The American Empire Invades Africa: an overview of US military influence and domination over an entire continent

Carlton Meyer, “The American Empire Invades Africa” (Tales of the American Empire, 11 June 2020)

Former US Marine Corps member Carlton Meyer recently created a series of several short videos, uploaded to Youtube.com, telling the history of US political, economic and military interference in the affairs of nations and continents around the world. In this 11-minute video, Meyer as narrator introduces viewers to a brief and occasionally quite detailed survey of US military activity in the African continent since the end of the Cold War in 1989 through US Africa Command (usually abbreviated to US Africom or just Africom), one of several regional command organisations of the US military. Starting with US general Wesley Clark’s list of seven countries whose governments had to be overthrown in the space of five years (after the attacks on the World Trade Center in New York City in 2001) as home base, Meyer traces the downfall of governments in Somalia, Libya and Sudan (three nations on the list) over a 20-year period. During the 1990s, US activity in Somalia (with Ethiopian assistance) removed a legitimate government in the form of the Union of Islamic Courts and prolonged an ongoing civil war among various clan-based groups in that country, with the result that Somalia became impoverished, huge numbers of refugees fled the country over the years, and political and economic instability still plague that part of Africa to this day. In 2011, NATO overthrew Colonel Muammar Ghaddafi’s government in Libya and likewise that nation, once Africa’s wealthiest country and formerly one of its most stable, is now poor and unstable, with the western and eastern parts of the country opposed to each other and fighting an ongoing civil war.
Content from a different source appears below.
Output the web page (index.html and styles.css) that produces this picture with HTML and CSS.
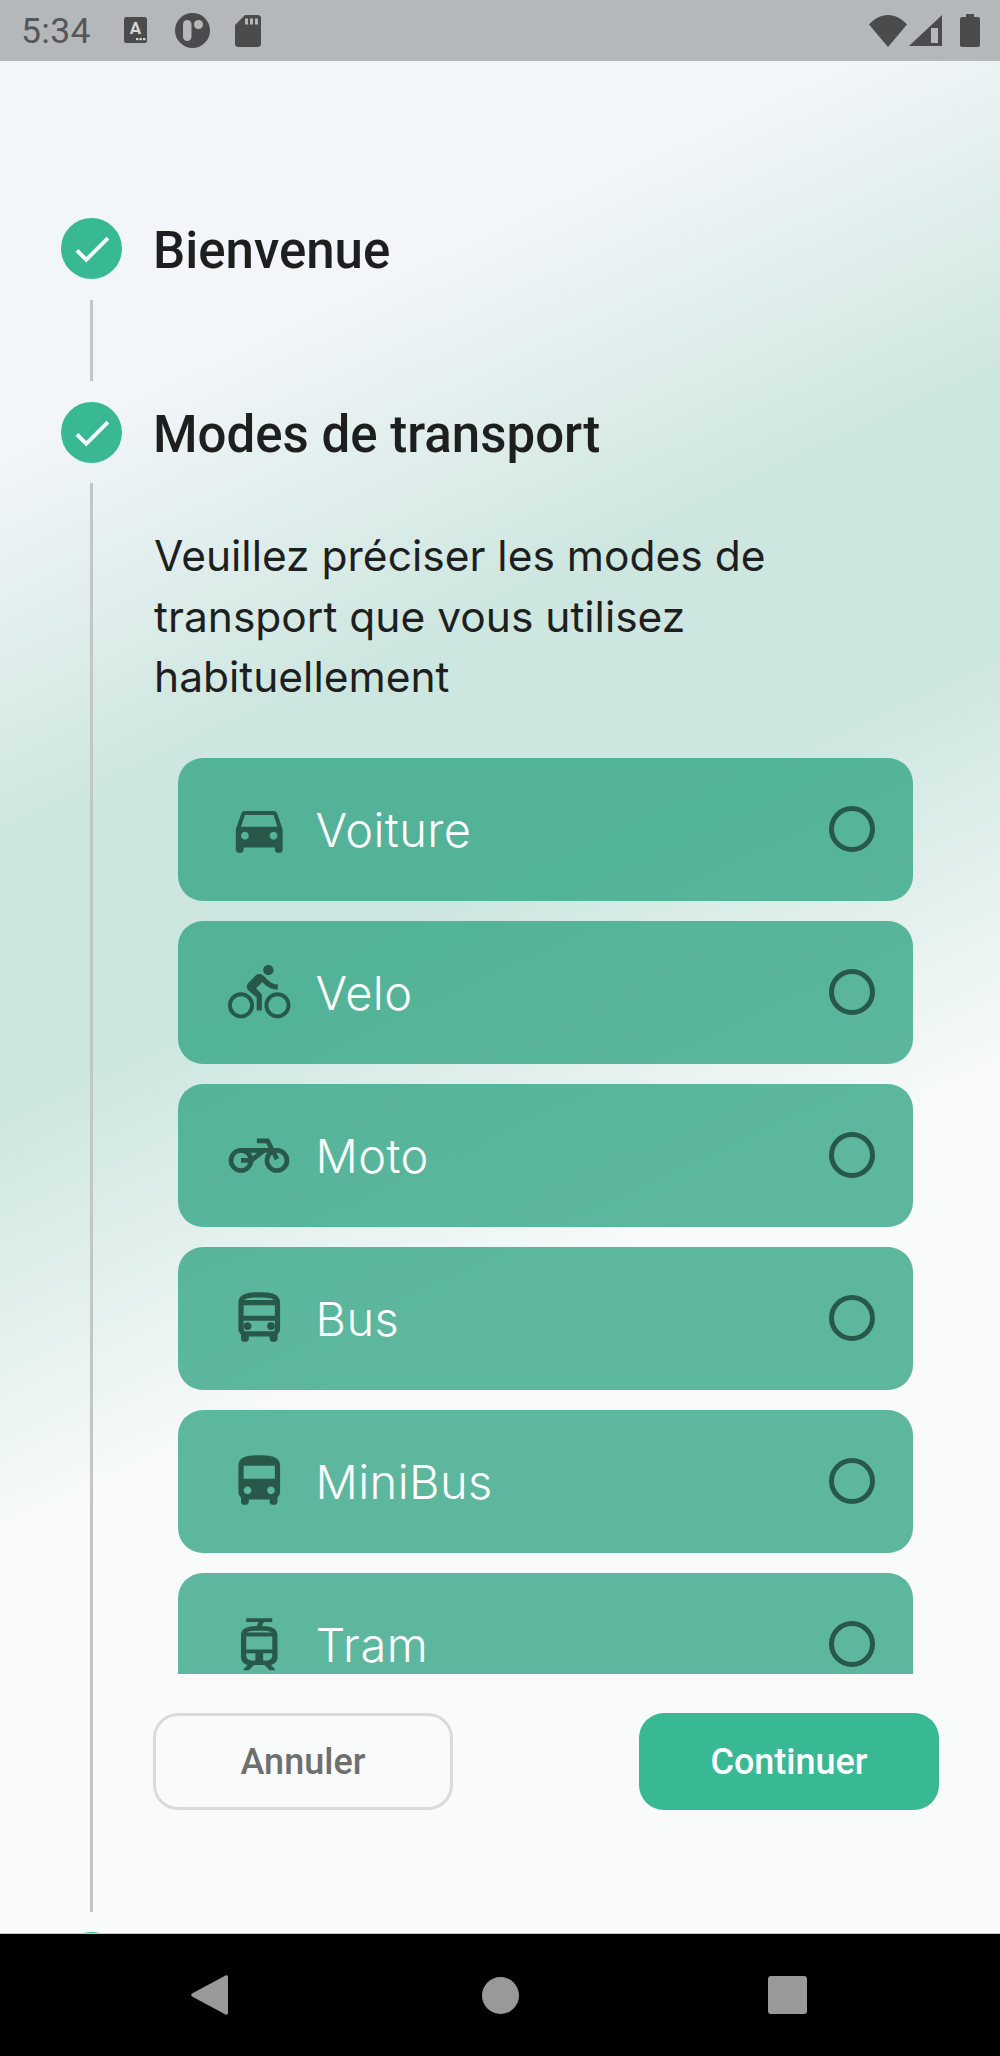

Sudan was subjected to a forced separation of South Sudan from its territory in 2011 in order to weaken the Sudanese President Omar al Bashir; the President was finally ousted after nearly 30 years of rule in 2019. Since its creation from Sudan in 2011, South Sudan has endured several years of civil war, human rights violations, political instability, poverty and the degradation of the cultures of the various Nilotic peoples living within its borders as people flee overseas from continuous war.

Photographs, maps, news reels and even archived news reels, combined with Meyer’s even-toned voiceover, create a straightforward factual narrative detailing overwhelming American imperialism and violence in destabilising African nations. The influence of Africom throughout the continent and the extent of its activities, involving the US National Guard from all 50 states in the Union, are demonstrated in the video’s ultimate centrepiece: a visual advertisement created by Africom itself detailing its activities and the colossal scale of these activities, employing at least a thousand US troops and others, in nearly all African countries except Egypt (part of US Centcom, centred in the Middle East). There is no need for Meyer to say anything about Africom at this point: the marketing is blunt and says all that is needed to say.

Wisely Meyer does not go into too much detail in this video as the target audience (the US general public) is not likely to know very much about US military activity in Africa generally and needs a general overview of the history of such interference. There are online resources for those viewers who want more information and information in depth on particular topics covered in the video. Being a military man, Meyer passes over other forms of US domination (financial, cultural, political, economic) over African countries. He says nothing about how the US became involved in African affairs, how it might have originally supported French and British colonial ambitions in the continent and then taken over once France and Britain left the continent in the 1960s. The video best serves as an introduction to a topic that rarely gets any mention in mainstream news media outlets.